PROVIDED DATA>
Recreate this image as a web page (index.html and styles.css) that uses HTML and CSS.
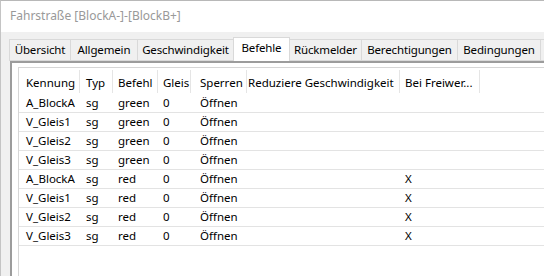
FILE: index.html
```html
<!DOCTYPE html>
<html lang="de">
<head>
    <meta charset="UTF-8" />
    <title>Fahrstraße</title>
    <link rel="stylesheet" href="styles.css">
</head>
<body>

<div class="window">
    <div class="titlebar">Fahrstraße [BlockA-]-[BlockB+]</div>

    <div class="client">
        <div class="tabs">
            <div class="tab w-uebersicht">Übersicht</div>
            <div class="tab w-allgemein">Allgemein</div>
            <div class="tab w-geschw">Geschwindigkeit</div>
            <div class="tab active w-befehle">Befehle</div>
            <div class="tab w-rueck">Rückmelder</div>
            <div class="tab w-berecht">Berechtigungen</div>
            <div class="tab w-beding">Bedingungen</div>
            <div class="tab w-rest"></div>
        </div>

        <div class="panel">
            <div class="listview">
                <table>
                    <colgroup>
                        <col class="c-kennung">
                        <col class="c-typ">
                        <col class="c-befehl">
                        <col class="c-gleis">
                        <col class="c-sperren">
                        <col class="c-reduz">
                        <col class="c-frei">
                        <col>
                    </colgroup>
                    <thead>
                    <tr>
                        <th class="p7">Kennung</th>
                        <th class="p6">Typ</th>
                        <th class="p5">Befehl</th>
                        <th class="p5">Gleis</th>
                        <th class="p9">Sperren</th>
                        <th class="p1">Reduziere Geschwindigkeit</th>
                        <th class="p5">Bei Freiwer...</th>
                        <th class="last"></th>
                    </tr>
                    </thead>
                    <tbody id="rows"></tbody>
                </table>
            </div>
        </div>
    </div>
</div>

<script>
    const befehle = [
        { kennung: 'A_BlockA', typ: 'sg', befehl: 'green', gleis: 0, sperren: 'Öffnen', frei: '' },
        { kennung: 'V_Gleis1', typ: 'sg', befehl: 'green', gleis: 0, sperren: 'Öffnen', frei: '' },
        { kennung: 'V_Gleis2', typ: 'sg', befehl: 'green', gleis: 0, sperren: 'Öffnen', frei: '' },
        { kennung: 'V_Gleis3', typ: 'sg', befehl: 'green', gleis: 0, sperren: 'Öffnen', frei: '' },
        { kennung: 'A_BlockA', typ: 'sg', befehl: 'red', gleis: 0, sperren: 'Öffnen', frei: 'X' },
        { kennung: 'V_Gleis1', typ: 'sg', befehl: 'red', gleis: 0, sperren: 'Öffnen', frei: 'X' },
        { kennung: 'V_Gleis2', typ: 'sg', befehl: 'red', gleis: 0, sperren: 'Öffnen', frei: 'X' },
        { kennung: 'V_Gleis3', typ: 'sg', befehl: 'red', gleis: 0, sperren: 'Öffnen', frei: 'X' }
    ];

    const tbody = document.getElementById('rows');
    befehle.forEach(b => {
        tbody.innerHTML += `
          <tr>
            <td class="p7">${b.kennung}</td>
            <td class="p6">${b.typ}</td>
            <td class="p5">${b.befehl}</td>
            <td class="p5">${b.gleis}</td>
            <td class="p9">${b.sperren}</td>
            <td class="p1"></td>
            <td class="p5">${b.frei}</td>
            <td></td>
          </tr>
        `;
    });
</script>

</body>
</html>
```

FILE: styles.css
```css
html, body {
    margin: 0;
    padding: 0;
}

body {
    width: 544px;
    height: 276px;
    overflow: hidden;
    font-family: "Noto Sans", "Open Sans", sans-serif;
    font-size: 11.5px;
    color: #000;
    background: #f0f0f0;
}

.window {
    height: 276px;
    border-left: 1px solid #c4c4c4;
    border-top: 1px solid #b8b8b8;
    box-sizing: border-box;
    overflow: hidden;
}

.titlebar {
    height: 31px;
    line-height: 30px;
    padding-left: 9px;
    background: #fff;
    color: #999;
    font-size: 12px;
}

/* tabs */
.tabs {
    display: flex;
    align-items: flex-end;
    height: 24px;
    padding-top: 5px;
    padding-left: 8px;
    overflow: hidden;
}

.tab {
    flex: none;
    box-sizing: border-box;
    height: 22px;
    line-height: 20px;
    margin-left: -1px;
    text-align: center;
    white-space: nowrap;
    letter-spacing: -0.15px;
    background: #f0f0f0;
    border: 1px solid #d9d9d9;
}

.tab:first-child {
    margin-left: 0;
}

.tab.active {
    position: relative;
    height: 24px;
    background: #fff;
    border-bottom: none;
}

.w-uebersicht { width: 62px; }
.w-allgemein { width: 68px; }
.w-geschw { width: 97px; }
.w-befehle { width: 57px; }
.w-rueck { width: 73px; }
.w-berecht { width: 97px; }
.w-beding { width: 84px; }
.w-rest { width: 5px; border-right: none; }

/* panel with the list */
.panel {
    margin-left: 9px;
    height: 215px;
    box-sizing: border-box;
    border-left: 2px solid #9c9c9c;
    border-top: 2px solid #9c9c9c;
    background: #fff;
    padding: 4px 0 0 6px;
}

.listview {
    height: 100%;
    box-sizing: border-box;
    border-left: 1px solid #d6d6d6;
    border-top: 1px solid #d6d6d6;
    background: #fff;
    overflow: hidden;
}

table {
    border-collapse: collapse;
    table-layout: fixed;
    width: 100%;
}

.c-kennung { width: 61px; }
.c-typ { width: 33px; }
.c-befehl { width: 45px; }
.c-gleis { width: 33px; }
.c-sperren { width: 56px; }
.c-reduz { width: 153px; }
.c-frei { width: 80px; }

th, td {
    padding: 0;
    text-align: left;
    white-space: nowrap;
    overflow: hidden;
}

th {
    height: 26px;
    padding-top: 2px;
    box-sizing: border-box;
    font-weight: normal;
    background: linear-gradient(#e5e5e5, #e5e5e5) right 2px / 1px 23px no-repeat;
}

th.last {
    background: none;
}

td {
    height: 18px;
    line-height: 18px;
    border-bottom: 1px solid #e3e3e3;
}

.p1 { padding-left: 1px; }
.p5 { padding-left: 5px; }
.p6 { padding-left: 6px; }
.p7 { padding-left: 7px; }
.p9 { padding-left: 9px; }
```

PROMPT>
Every line of text is to be repeated exactly; pictures are left out.

EXERCISE RESPONSE>
Recreate this image as a web page (index.html and styles.css) that uses HTML and CSS.
FILE: index.html
```html
<!DOCTYPE html>
<html lang="de">
<head>
    <meta charset="UTF-8" />
    <title>Fahrstraße</title>
    <link rel="stylesheet" href="styles.css">
</head>
<body>

<div class="window">
    <div class="titlebar">Fahrstraße [BlockA-]-[BlockB+]</div>

    <div class="client">
        <div class="tabs">
            <div class="tab w-uebersicht">Übersicht</div>
            <div class="tab w-allgemein">Allgemein</div>
            <div class="tab w-geschw">Geschwindigkeit</div>
            <div class="tab active w-befehle">Befehle</div>
            <div class="tab w-rueck">Rückmelder</div>
            <div class="tab w-berecht">Berechtigungen</div>
            <div class="tab w-beding">Bedingungen</div>
            <div class="tab w-rest"></div>
        </div>

        <div class="panel">
            <div class="listview">
                <table>
                    <colgroup>
                        <col class="c-kennung">
                        <col class="c-typ">
                        <col class="c-befehl">
                        <col class="c-gleis">
                        <col class="c-sperren">
                        <col class="c-reduz">
                        <col class="c-frei">
                        <col>
                    </colgroup>
                    <thead>
                    <tr>
                        <th class="p7">Kennung</th>
                        <th class="p6">Typ</th>
                        <th class="p5">Befehl</th>
                        <th class="p5">Gleis</th>
                        <th class="p9">Sperren</th>
                        <th class="p1">Reduziere Geschwindigkeit</th>
                        <th class="p5">Bei Freiwer...</th>
                        <th class="last"></th>
                    </tr>
                    </thead>
                    <tbody id="rows"></tbody>
                </table>
            </div>
        </div>
    </div>
</div>

<script>
    const befehle = [
        { kennung: 'A_BlockA', typ: 'sg', befehl: 'green', gleis: 0, sperren: 'Öffnen', frei: '' },
        { kennung: 'V_Gleis1', typ: 'sg', befehl: 'green', gleis: 0, sperren: 'Öffnen', frei: '' },
        { kennung: 'V_Gleis2', typ: 'sg', befehl: 'green', gleis: 0, sperren: 'Öffnen', frei: '' },
        { kennung: 'V_Gleis3', typ: 'sg', befehl: 'green', gleis: 0, sperren: 'Öffnen', frei: '' },
        { kennung: 'A_BlockA', typ: 'sg', befehl: 'red', gleis: 0, sperren: 'Öffnen', frei: 'X' },
        { kennung: 'V_Gleis1', typ: 'sg', befehl: 'red', gleis: 0, sperren: 'Öffnen', frei: 'X' },
        { kennung: 'V_Gleis2', typ: 'sg', befehl: 'red', gleis: 0, sperren: 'Öffnen', frei: 'X' },
        { kennung: 'V_Gleis3', typ: 'sg', befehl: 'red', gleis: 0, sperren: 'Öffnen', frei: 'X' }
    ];

    const tbody = document.getElementById('rows');
    befehle.forEach(b => {
        tbody.innerHTML += `
          <tr>
            <td class="p7">${b.kennung}</td>
            <td class="p6">${b.typ}</td>
            <td class="p5">${b.befehl}</td>
            <td class="p5">${b.gleis}</td>
            <td class="p9">${b.sperren}</td>
            <td class="p1"></td>
            <td class="p5">${b.frei}</td>
            <td></td>
          </tr>
        `;
    });
</script>

</body>
</html>
```

FILE: styles.css
```css
html, body {
    margin: 0;
    padding: 0;
}

body {
    width: 544px;
    height: 276px;
    overflow: hidden;
    font-family: "Noto Sans", "Open Sans", sans-serif;
    font-size: 11.5px;
    color: #000;
    background: #f0f0f0;
}

.window {
    height: 276px;
    border-left: 1px solid #c4c4c4;
    border-top: 1px solid #b8b8b8;
    box-sizing: border-box;
    overflow: hidden;
}

.titlebar {
    height: 31px;
    line-height: 30px;
    padding-left: 9px;
    background: #fff;
    color: #999;
    font-size: 12px;
}

/* tabs */
.tabs {
    display: flex;
    align-items: flex-end;
    height: 24px;
    padding-top: 5px;
    padding-left: 8px;
    overflow: hidden;
}

.tab {
    flex: none;
    box-sizing: border-box;
    height: 22px;
    line-height: 20px;
    margin-left: -1px;
    text-align: center;
    white-space: nowrap;
    letter-spacing: -0.15px;
    background: #f0f0f0;
    border: 1px solid #d9d9d9;
}

.tab:first-child {
    margin-left: 0;
}

.tab.active {
    position: relative;
    height: 24px;
    background: #fff;
    border-bottom: none;
}

.w-uebersicht { width: 62px; }
.w-allgemein { width: 68px; }
.w-geschw { width: 97px; }
.w-befehle { width: 57px; }
.w-rueck { width: 73px; }
.w-berecht { width: 97px; }
.w-beding { width: 84px; }
.w-rest { width: 5px; border-right: none; }

/* panel with the list */
.panel {
    margin-left: 9px;
    height: 215px;
    box-sizing: border-box;
    border-left: 2px solid #9c9c9c;
    border-top: 2px solid #9c9c9c;
    background: #fff;
    padding: 4px 0 0 6px;
}

.listview {
    height: 100%;
    box-sizing: border-box;
    border-left: 1px solid #d6d6d6;
    border-top: 1px solid #d6d6d6;
    background: #fff;
    overflow: hidden;
}

table {
    border-collapse: collapse;
    table-layout: fixed;
    width: 100%;
}

.c-kennung { width: 61px; }
.c-typ { width: 33px; }
.c-befehl { width: 45px; }
.c-gleis { width: 33px; }
.c-sperren { width: 56px; }
.c-reduz { width: 153px; }
.c-frei { width: 80px; }

th, td {
    padding: 0;
    text-align: left;
    white-space: nowrap;
    overflow: hidden;
}

th {
    height: 26px;
    padding-top: 2px;
    box-sizing: border-box;
    font-weight: normal;
    background: linear-gradient(#e5e5e5, #e5e5e5) right 2px / 1px 23px no-repeat;
}

th.last {
    background: none;
}

td {
    height: 18px;
    line-height: 18px;
    border-bottom: 1px solid #e3e3e3;
}

.p1 { padding-left: 1px; }
.p5 { padding-left: 5px; }
.p6 { padding-left: 6px; }
.p7 { padding-left: 7px; }
.p9 { padding-left: 9px; }
```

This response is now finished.